My friends and I will often cite ‘the club’ as one of the few places we can express our queerness with true freedom, with ‘gay abandon’ let’s say. But what doesn’t often come up in these conversations is where we will go when we age out of the club scene. Will the mesh clothing and smeared lipstick and horned up dance moves come with us? Will they still have a stage? I guess we just assume we will.

Last Thursday night I attended The Coming Back Out Ball in Melbourne’s Town Hall. As I posted Instagram stories of performances by Meow Meow, Briefs, and Electric Fields, my friend Mark replied in my DMs, “wait, we have to come back out? How many years until the first time wears off?”

The Coming Back Out Ball is an annual event, now in its second year, started by Tristan Meecham and Bec Reid, artistic directors of All The Queen’s Men, a production company that champions social change. The ball is free for LGBTI elders (aged 65+) and runs in tandem with ongoing social projects, including a monthly dance club which has been held at the Fitzroy Town Hall for the past three years, and has recently expanded throughout regional Victoria.
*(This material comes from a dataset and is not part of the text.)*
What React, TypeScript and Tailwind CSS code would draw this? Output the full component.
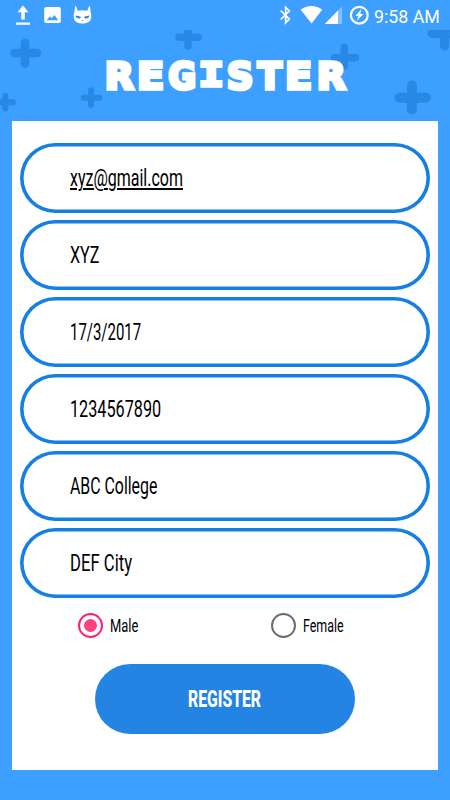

The Coming Back Out Ball. Image (C) by Bryony Jackson.

I went along to the dance club a few weeks ago and spoke to Tristan and Bec who explained that the ball was conceived as a gift to honour the ageing LGBTI community (and this spirit of generosity became immediately evident as Bec offered me “a glass of bubbles or a lamington”). Tristan tells me that the events started out of an acknowledgement that “there are a lot of older people in our community who don’t feel connected.”

The event got its name and ethos when All the Queen’s Men became aware of research that revealed some LGBTI elders conceal their sexual orientation or gender identity when accessing aged care services, mostly due to concerns about their safety. For a generation that lived through criminalised homosexuality and initiated the long fight for equality, entering old age can mean either going back into the closet or risking a lack of companionship and quality care.
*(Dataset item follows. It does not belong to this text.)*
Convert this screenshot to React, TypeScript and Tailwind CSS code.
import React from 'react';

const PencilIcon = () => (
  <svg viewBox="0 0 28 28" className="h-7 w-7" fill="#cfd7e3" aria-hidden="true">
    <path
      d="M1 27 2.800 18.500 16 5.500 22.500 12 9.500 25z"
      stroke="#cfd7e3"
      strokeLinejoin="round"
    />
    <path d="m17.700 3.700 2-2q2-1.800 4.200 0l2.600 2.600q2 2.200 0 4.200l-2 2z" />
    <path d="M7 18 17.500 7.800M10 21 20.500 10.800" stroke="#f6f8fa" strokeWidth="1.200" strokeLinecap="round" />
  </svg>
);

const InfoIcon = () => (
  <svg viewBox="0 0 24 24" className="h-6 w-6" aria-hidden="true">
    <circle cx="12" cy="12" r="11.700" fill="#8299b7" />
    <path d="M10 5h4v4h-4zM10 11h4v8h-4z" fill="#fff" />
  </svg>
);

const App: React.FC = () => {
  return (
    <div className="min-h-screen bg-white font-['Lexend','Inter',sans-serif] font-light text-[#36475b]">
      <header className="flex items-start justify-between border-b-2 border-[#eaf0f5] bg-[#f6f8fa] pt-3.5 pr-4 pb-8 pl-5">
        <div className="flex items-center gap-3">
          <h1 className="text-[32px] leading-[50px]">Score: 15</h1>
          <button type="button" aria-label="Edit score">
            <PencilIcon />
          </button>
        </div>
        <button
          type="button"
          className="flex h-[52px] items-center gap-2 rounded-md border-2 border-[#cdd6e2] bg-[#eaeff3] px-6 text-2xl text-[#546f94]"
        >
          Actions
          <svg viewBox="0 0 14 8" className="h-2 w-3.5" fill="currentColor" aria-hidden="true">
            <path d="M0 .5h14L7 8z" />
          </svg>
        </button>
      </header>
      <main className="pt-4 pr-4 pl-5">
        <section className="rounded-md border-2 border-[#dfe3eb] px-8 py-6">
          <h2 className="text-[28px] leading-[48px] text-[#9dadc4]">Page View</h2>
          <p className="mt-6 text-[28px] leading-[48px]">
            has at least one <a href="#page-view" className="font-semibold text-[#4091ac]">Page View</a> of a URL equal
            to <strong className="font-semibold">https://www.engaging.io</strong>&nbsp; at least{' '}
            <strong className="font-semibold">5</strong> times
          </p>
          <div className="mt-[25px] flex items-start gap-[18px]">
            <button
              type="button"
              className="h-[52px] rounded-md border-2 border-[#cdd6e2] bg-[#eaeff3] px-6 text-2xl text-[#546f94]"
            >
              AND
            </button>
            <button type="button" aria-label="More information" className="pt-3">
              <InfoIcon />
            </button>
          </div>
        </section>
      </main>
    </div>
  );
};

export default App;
The ball encourages these elders back into the queer community without restraint. From the red carpet entrance, to the gold-themed makeup stand, and giant mirrored disco ball suspended above us, the night spins around a spirit of joy, celebration and connection.

The Multi-Generational Family

This year, All the Queen’s Men partnered with Val’s Ageing and Aged Care, who hosted an Aged Care forum the day before the ball as part of Victoria Seniors Month.
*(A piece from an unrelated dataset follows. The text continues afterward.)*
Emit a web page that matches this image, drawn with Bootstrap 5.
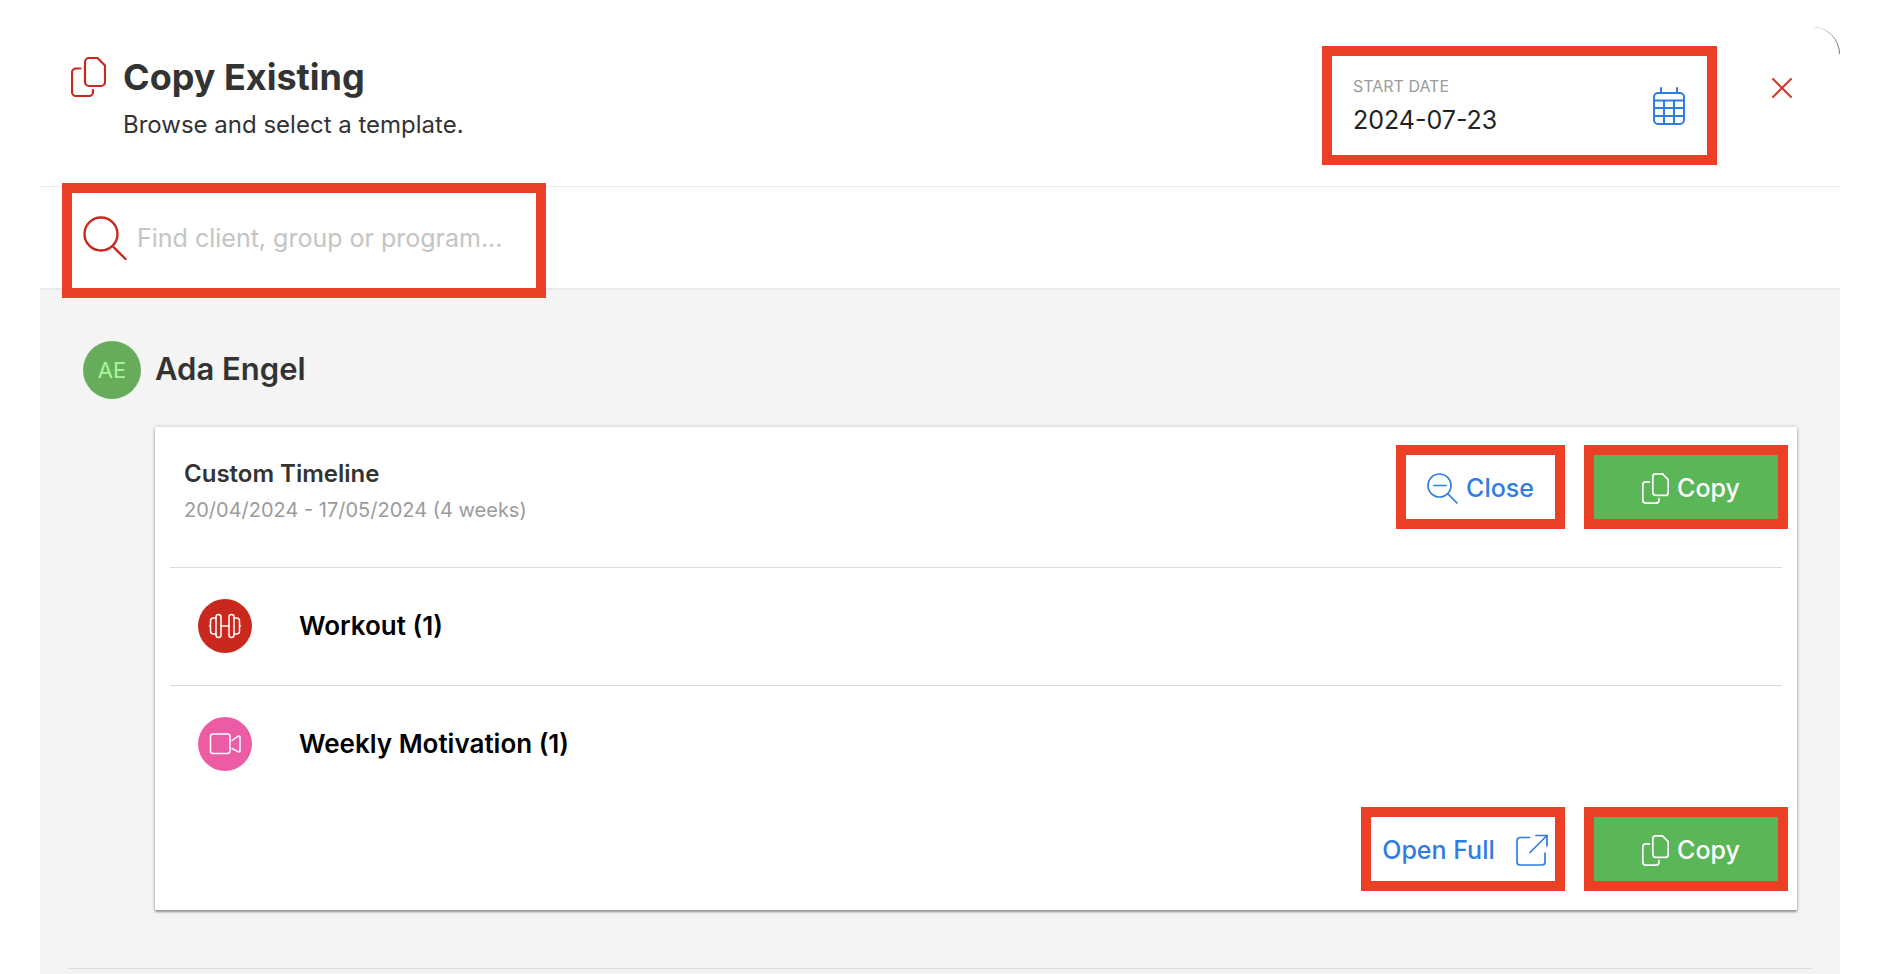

One of the presenters at the forum was LGBTI elder, Andrew Rogers, who also attended the ball. He described himself to me as a “quiet activist”.

I spoke to Andrew on the steps of Fitzroy Town Hall and what struck me most as we spoke was the perspective he brought to the ‘queer family’ rhetoric. When Andrew first came out forty years ago he says, “there was this older chap who said to me, ‘we’re your family now and families are multi-generational’, and that’s always stayed with me.”

We hear it all the time as queer people, that we get to choose our family.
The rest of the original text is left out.